How many lines of the data hold the word "this"? State the number and nothing else.

## Task input:

+--

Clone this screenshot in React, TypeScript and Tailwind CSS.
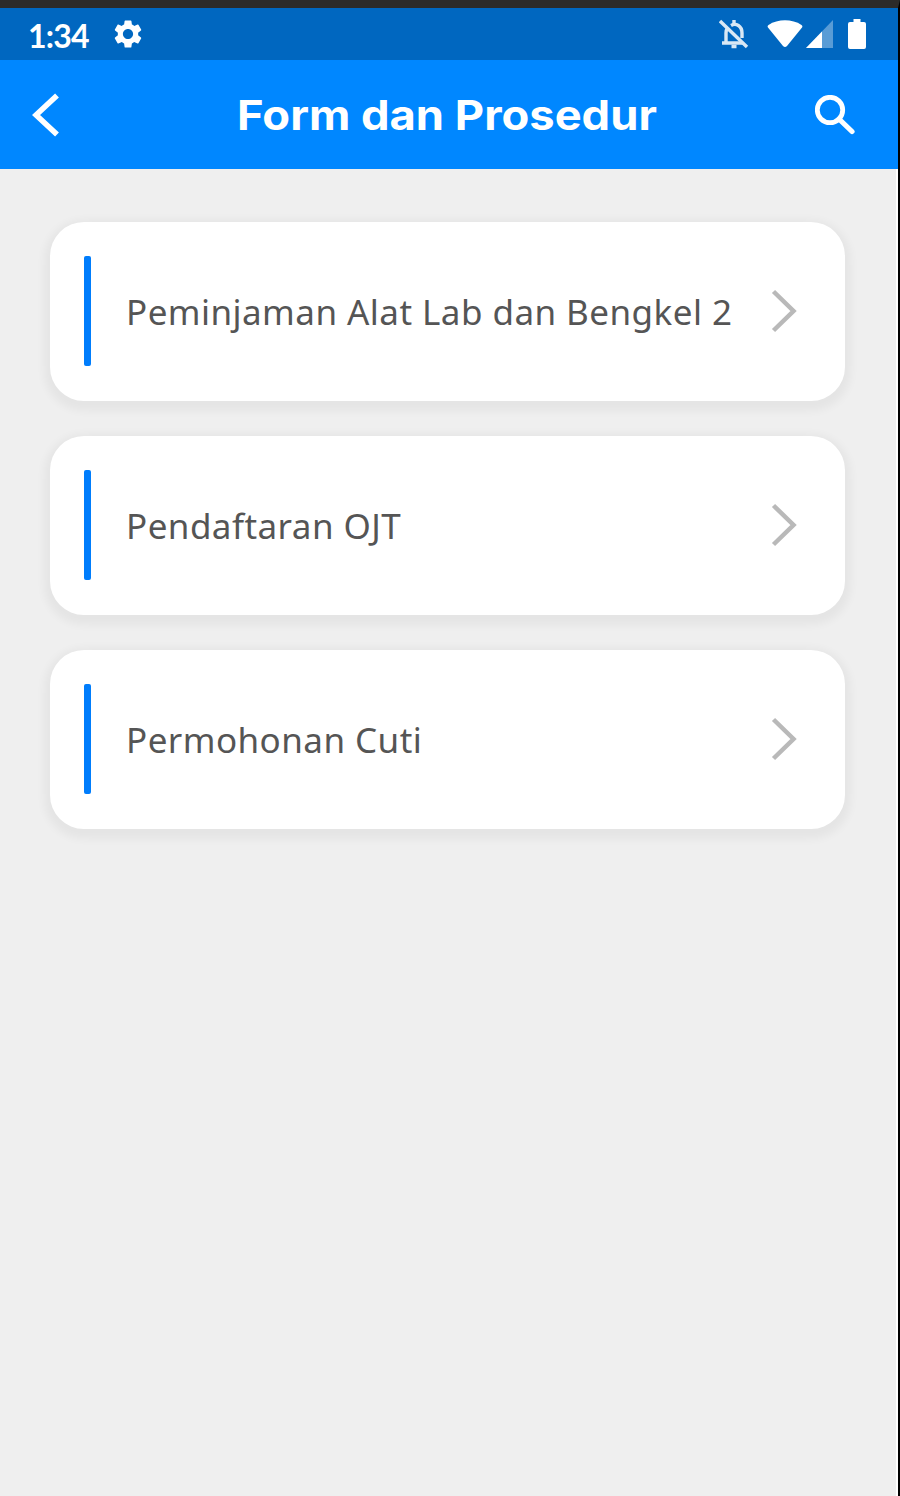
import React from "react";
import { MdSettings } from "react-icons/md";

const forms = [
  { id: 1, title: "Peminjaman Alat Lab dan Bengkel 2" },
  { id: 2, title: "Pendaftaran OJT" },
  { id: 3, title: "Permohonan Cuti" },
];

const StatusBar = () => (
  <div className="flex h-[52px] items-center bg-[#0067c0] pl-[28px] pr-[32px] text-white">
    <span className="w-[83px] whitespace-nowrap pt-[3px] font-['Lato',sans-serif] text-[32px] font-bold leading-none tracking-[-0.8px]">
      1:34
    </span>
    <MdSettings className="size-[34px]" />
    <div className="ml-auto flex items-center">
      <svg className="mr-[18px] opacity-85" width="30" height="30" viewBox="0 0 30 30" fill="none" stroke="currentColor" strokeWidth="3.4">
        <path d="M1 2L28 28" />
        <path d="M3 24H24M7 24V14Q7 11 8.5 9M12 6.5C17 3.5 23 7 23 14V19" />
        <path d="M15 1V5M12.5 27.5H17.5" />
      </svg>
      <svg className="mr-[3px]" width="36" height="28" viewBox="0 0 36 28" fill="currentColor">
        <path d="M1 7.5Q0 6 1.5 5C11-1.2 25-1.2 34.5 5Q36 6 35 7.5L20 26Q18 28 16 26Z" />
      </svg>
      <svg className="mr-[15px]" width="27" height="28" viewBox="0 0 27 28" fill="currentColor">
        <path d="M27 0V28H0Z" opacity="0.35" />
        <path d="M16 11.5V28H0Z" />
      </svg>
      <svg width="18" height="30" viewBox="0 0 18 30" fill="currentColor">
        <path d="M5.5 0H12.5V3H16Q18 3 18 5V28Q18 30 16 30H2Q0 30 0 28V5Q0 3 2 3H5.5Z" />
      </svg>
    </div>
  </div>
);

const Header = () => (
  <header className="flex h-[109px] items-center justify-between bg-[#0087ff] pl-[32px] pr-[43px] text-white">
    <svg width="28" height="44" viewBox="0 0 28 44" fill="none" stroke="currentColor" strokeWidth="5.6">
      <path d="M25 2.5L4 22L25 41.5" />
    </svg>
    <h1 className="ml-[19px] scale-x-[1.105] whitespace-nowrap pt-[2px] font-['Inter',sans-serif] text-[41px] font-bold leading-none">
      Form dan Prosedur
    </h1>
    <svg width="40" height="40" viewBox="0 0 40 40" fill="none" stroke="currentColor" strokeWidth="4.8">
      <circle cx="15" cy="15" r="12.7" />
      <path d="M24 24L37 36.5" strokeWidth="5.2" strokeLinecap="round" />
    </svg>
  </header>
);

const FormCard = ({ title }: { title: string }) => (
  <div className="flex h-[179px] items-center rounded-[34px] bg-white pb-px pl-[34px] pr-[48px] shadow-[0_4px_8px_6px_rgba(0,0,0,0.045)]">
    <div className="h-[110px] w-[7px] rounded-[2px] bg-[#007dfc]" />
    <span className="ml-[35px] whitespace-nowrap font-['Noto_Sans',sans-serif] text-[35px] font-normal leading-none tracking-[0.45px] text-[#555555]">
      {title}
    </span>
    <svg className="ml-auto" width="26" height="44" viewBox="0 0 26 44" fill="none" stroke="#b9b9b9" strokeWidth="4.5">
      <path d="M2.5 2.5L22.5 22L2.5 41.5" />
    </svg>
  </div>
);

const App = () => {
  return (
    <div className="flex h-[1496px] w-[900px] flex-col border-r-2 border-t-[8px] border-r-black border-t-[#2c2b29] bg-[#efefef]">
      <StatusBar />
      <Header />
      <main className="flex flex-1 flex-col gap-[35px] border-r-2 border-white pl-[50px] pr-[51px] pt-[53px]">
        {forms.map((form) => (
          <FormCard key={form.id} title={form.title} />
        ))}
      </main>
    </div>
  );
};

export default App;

+--

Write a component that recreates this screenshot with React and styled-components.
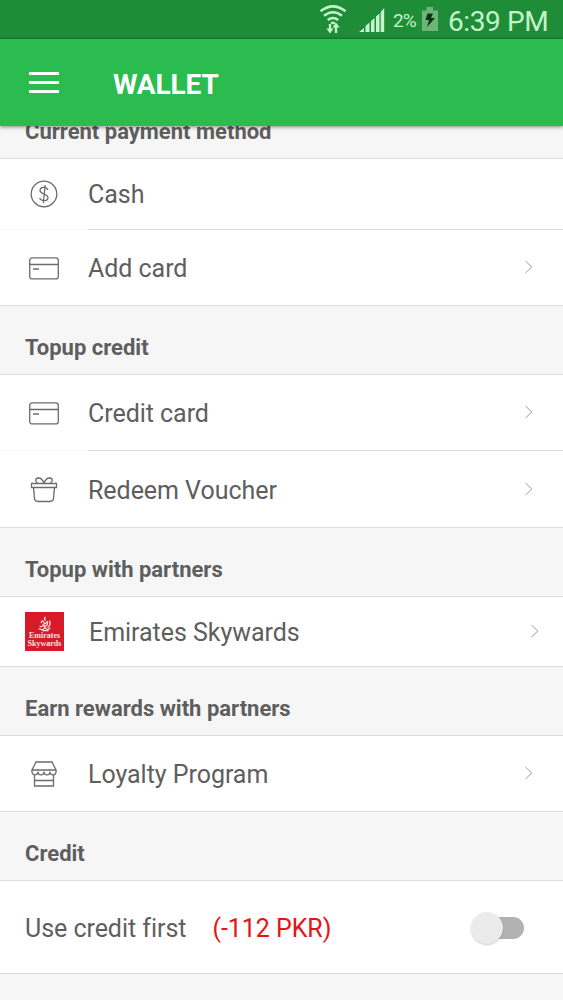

+--

## Full response:
2